Driving back to Llano Quemado after latte and chai in Taos Plaza. My partner is blazing sane, friendly, and tuned in. (How do they DO that?!?) Despite this, I’m still eating broken glass from last night’s dressing down. I’ve been forgiven (in effect), she’s miles ahead, but I’m a bastard without an excuse, averaging two syllables per mile. When we get home, she goes off to practice the piano, and I take a nap, otherwise known as all I can manage without being tasered.

Cocktail hour under the elms. I look at the mountain and drink my tequila. She walks back from her studio all smiles from playing Bach, goes into the house to change her clothes, and comes back out with a glass of wine. I pour myself some more tequila, and we clink glasses. Usually one or the other of us makes a toast, but I’m not talking. Still touching her glass to mine, she leans in close, pulls her sunglasses down just far enough to drill me in the eye, and says, “You take a long time, don’t you?”

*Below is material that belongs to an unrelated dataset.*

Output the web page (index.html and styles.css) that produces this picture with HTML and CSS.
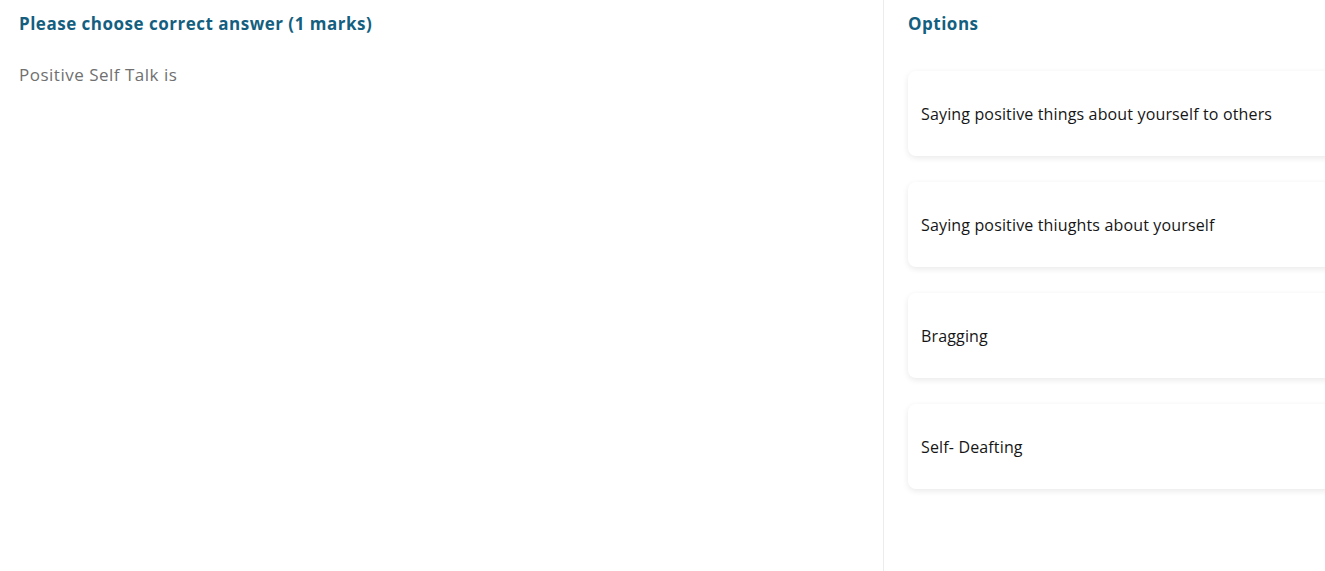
FILE: index.html
```html
<!doctype html>
<html lang="en">
<head>
  <meta charset="UTF-8">
  <title>Question</title>
  <link rel="stylesheet" href="styles.css">
</head>
<body>

  <div class="quiz">

    <div class="questionPane">
      <p class="paneTitle">Please choose correct answer (1 marks)</p>
      <p class="questionText">Positive Self Talk is</p>
    </div>

    <div class="optionsPane">
      <p class="paneTitle">Options</p>
      <div class="optionList">
        <div class="optionCard">Saying positive things about yourself to others</div>
        <div class="optionCard">Saying positive thiughts about yourself</div>
        <div class="optionCard">Bragging</div>
        <div class="optionCard">Self- Deafting</div>
      </div>
    </div>

  </div>

</body>
</html>
```

FILE: styles.css
```css
html, body {
  height: 100%;
  margin: 0px;
  padding: 0px;
  background: #ffffff;
  font-family: "Open Sans", "Noto Sans", sans-serif;
  overflow: hidden;
}

.quiz {
  display: flex;
  height: 100%;
}

.questionPane {
  width: 884px;
  flex: none;
  padding: 13px 19px;
  box-sizing: border-box;
  border-right: 1px solid #ececec;
}

.optionsPane {
  flex: none;
  width: 460px;
  padding: 13px 0 0 24px;
  box-sizing: border-box;
}

.paneTitle {
  margin: 0;
  color: #145f7f;
  font-size: 17px;
  font-weight: 700;
  letter-spacing: 0.5px;
  line-height: 22px;
}

.questionText {
  margin: 29px 0 0 0;
  color: #707070;
  font-size: 17px;
  letter-spacing: 0.5px;
  line-height: 22px;
}

.optionList {
  display: flex;
  flex-direction: column;
  gap: 26px;
  margin-top: 36px;
}

.optionCard {
  height: 85px;
  display: flex;
  align-items: center;
  padding: 0 13px;
  background: #ffffff;
  border-radius: 8px;
  box-shadow: 0 2px 6px rgba(0, 0, 0, 0.09);
  color: #161616;
  font-size: 16px;
  letter-spacing: 0.15px;
}
```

“Yes, I do,” I reply, turning away and downing my shot.

Later I will put on loud Cajun music from the 1930s and microwave burritos from Antonito while she makes a salad. I am lots less crazy but the weight of me has slowed us down. After dinner we have three chances to catch Callie the studio cat and blow each one.

It’s 2:00 a.m. now. Time to zap the last half-cup of coffee and answer email, order hard drives. Moths are beating against the window glass, welcome to America.